La Vague Parallèle : On va conclure sur une question plus légère. Quelle est la chanson que tu aimes le plus interpréter en live

Declan McKenna : Mmh, elle change tout le temps. British Bombs est toujours géniale. J’ai l’impression qu’elle est puissante, et peu importe où on la joue, l’énergie est toujours la même, il y a toujours une bonne vibe. Elle me fait un peu penser à l’équilibre dont on parlait, un morceau à la fois vraiment fun mais qui parle aussi de quelque chose d’important – et je crois que les gens y sont sensibles. Pour moi, c’est toujours un bon moment. Elle est optimiste et très fun à jouer.

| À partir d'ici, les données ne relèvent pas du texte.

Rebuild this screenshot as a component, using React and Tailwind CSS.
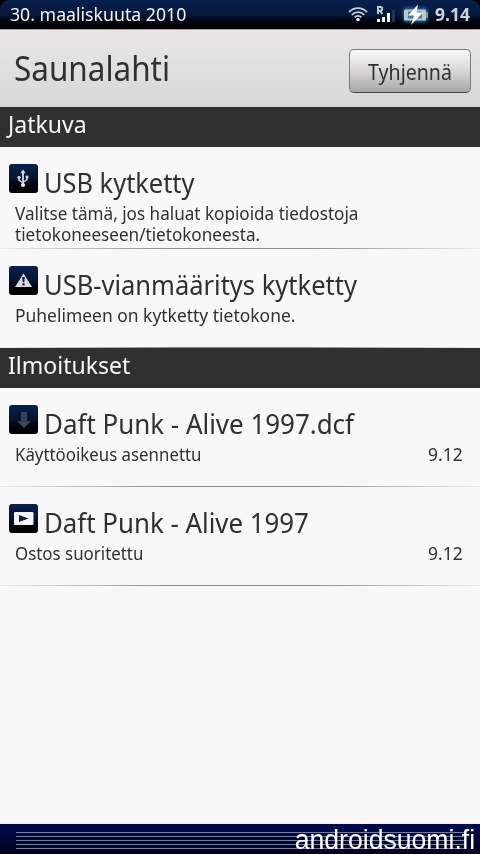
import React from "react";

const UsbIcon = () => (
  <svg viewBox="0 0 29 29" className="w-[29px] h-[29px]" fill="none" stroke="#c9cddb" strokeWidth="1.5">
    <path d="M14 8v14" strokeWidth="1.9" />
    <path d="M10 13v3l4 3M18 13v2.5l-4 3" />
    <path d="M14 5.5l2.6 3.8h-5.2z" fill="#d5d8e2" stroke="none" />
    <circle cx="14" cy="21" r="2.1" fill="#e6e8ee" stroke="none" />
    <circle cx="10" cy="13.3" r="1.5" fill="#d5d8e2" stroke="none" />
    <rect x="16.6" y="11.7" width="2.8" height="2.8" fill="#d5d8e2" stroke="none" />
  </svg>
);

const WarningIcon = () => (
  <svg viewBox="0 0 29 29" className="w-[29px] h-[29px]">
    <path d="M14.5 7.5L23 21H6z" fill="#dcdde2" />
    <path d="M13.2 11h2.6l-.5 5.3h-1.6z" fill="#141c30" />
    <rect x="13.4" y="17.3" width="2.2" height="2.2" fill="#141c30" />
  </svg>
);

const DownloadIcon = () => (
  <svg viewBox="0 0 29 29" className="w-[29px] h-[29px]">
    <path d="M12 7h6v9h4l-7 7.3L8 16h4z" fill="#3b4254" />
  </svg>
);

const PlayIcon = () => (
  <svg viewBox="0 0 29 29" className="w-[29px] h-[29px]">
    <rect x="5" y="8" width="19.5" height="13" rx="1" fill="#f4f5f8" />
    <path d="M10 11l9.5 3.5L10 18z" fill="#101d40" />
  </svg>
);

const WifiIcon = () => (
  <svg viewBox="0 0 20 16" className="w-5 h-4" fill="none" stroke="#c9ced6" strokeWidth="1.9">
    <path d="M1 6.2C6 .8 14 .8 19 6.2" />
    <path d="M3.8 8.8c3.6-3.6 8.8-3.6 12.4 0" />
    <path d="M6.6 11.4c2-2 4.8-2 6.8 0" />
    <circle cx="10" cy="13.6" r="1.7" fill="#fff" stroke="none" />
  </svg>
);

const SignalIcon = () => (
  <svg viewBox="0 0 19 17" className="w-[19px] h-[17px]">
    <path d="M2 8V1h2.4a1.8 1.8 0 0 1 0 3.7H2M4 4.8l2.3 3.2" fill="none" stroke="#c9ced6" strokeWidth="1.9" />
    <rect x="1" y="13" width="3" height="3" fill="#fff" />
    <rect x="6" y="11" width="3" height="5" fill="#fff" />
    <rect x="11" y="7" width="3" height="9" fill="#fff" />
    <rect x="16" y="4" width="3" height="12" fill="#26334d" />
  </svg>
);

const BatteryIcon = () => (
  <svg viewBox="0 0 32 24" className="w-8 h-6">
    <defs>
      <filter id="glow" x="-30%" y="-40%" width="160%" height="180%">
        <feGaussianBlur stdDeviation="1.5" />
      </filter>
    </defs>
    <rect x="4" y="4.5" width="25" height="15" rx="4" fill="#1f5f9c" filter="url(#glow)" />
    <rect x="5" y="6.5" width="22" height="11" rx="1.5" fill="#b9c9c4" />
    <rect x="27" y="9" width="2" height="6" fill="#7c9a72" />
    <rect x="9" y="8.5" width="14" height="7" fill="#4878a8" />
    <path d="M19 1.5L9 12.5h6l-3 9.5L24 9.5h-6.5z" fill="#fff" />
  </svg>
);

const SectionHeader = ({ children }) => (
  <div className="h-10 bg-[#2f302f] pl-2 text-2xl leading-[33px] text-[#f8f8f8]">
    <div className="origin-left scale-x-[0.96]">{children}</div>
  </div>
);

const Notification = ({ icon, title, titleClass, lines, textClass, time }) => (
  <div className="flex flex-col min-h-[99px] pt-[17px] whitespace-nowrap">
    <div className="flex h-9 pl-[9px] gap-[6px]">
      <div className="w-[29px] h-[29px] shrink-0 rounded-[3px] bg-linear-to-b from-[#06204f] via-[#06142f] to-black">{icon}</div>
      <div className={"text-[28px] leading-[37px] origin-left " + titleClass}>{title}</div>
    </div>
    <div className="flex justify-between mt-[3px] mb-[3px] pl-[15px] pr-[17px] text-[18px] leading-[21px]">
      <div className={"origin-left " + textClass}>
        {lines.map((line) => (
          <div key={line}>{line}</div>
        ))}
      </div>
      <div className="origin-right scale-x-[0.97]">{time}</div>
    </div>
    <div className="mt-auto h-px bg-[linear-gradient(to_right,#ececee,#8c8c8e_35%,#8c8c8e_65%,#ececee)]" />
  </div>
);

export default function App() {
  return (
    <div className="w-[480px] h-[854px] flex flex-col overflow-hidden bg-[#f8f8f8] font-['Noto_Sans',sans-serif] text-[#303030]">
      {/* Status bar */}
      <div className="bg-black h-[29px] shrink-0">
        <div className="flex justify-between h-[29px] rounded-t-[9px] bg-linear-to-b from-[#06204d] via-[#06193a] to-black pl-[10px] pr-[10px] text-[18px] leading-7 text-[#f4f4f4]">
          <div className="origin-left scale-x-[0.983]">30. maaliskuuta 2010</div>
          <div className="flex">
            <div className="mt-[6px] mr-[8px]"><WifiIcon /></div>
            <div className="mt-[6px] mr-[4px]"><SignalIcon /></div>
            <div className="mt-[3px] mr-[3px]"><BatteryIcon /></div>
            <div className="font-bold text-[#cdd1d8] origin-right scale-x-[0.97]">9.14</div>
          </div>
        </div>
      </div>

      {/* Operator name and clear button */}
      <div className="flex justify-between h-[78px] shrink-0 border-t border-[#aaa5a8] bg-linear-to-b from-[#e9e7e8] to-[#d8d7d8] pl-[14px] pr-[9px]">
        <div className="text-[34px] leading-[76px] origin-left scale-x-[0.925]">Saunalahti</div>
        <button className="mt-[19px] h-11 w-[122px] rounded-[5px] border border-[#7c7a7c] border-b-[#444] bg-linear-to-b from-[#fafafa] via-[#d8d6d7] to-[#aaa7a9] text-[22px] leading-[42px]">
          <div className="-mt-px scale-x-[0.89]">Tyhjennä</div>
        </button>
      </div>

      <SectionHeader>Jatkuva</SectionHeader>
      <Notification
        icon={<UsbIcon />}
        title="USB kytketty"
        titleClass="scale-x-[0.907]"
        lines={["Valitse tämä, jos haluat kopioida tiedostoja", "tietokoneeseen/tietokoneesta."]}
        textClass="scale-x-[0.95]"
      />
      <Notification
        icon={<WarningIcon />}
        title="USB-vianmääritys kytketty"
        titleClass="scale-x-[0.911]"
        lines={["Puhelimeen on kytketty tietokone."]}
        textClass="scale-x-[0.969]"
      />

      <SectionHeader>Ilmoitukset</SectionHeader>
      <Notification
        icon={<DownloadIcon />}
        title="Daft Punk - Alive 1997.dcf"
        titleClass="scale-x-[0.926]"
        lines={["Käyttöoikeus asennettu"]}
        textClass="scale-x-[0.935]"
        time="9.12"
      />
      <Notification
        icon={<PlayIcon />}
        title="Daft Punk - Alive 1997"
        titleClass="scale-x-[0.923]"
        lines={["Ostos suoritettu"]}
        textClass="scale-x-[0.938]"
        time="9.12"
      />

      {/* Drag handle */}
      <div className="relative mt-auto h-[30px] shrink-0 bg-linear-to-b from-[#000c50] to-[#00031c] pt-2 px-4">
        <div className="flex flex-col gap-[3px]">
          <div className="h-px bg-[#777d9e]" />
          <div className="h-px bg-[#777d9e]" />
          <div className="h-px bg-[#777d9e]" />
          <div className="h-px bg-[#777d9e]" />
          <div className="h-px bg-[#777d9e]" />
        </div>
        <div className="absolute right-[5px] top-px origin-right scale-x-[0.985] font-['Liberation_Sans',sans-serif] text-[27px] leading-[31px] text-white">
          androidsuomi.fi
        </div>
      </div>
    </div>
  );
}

Après, ça dépend vraiment. Je commence aussi à apprécier les moments plus chill du set, des chansons comme My House ou Emily. Avant, je voulais toujours jouer les trucs les plus intenses en live. Maintenant, j’apprécie aussi les morceaux plus relax, ils font l’effet d’une petite pause où je peux juste profiter sans m’épuiser. Ils allègent aussi le concert, le public a besoin d’un peu d’oxygène entre deux titres très dynamiques. Ce sont de très beaux moments quand on parvient à trouver le bon équilibre.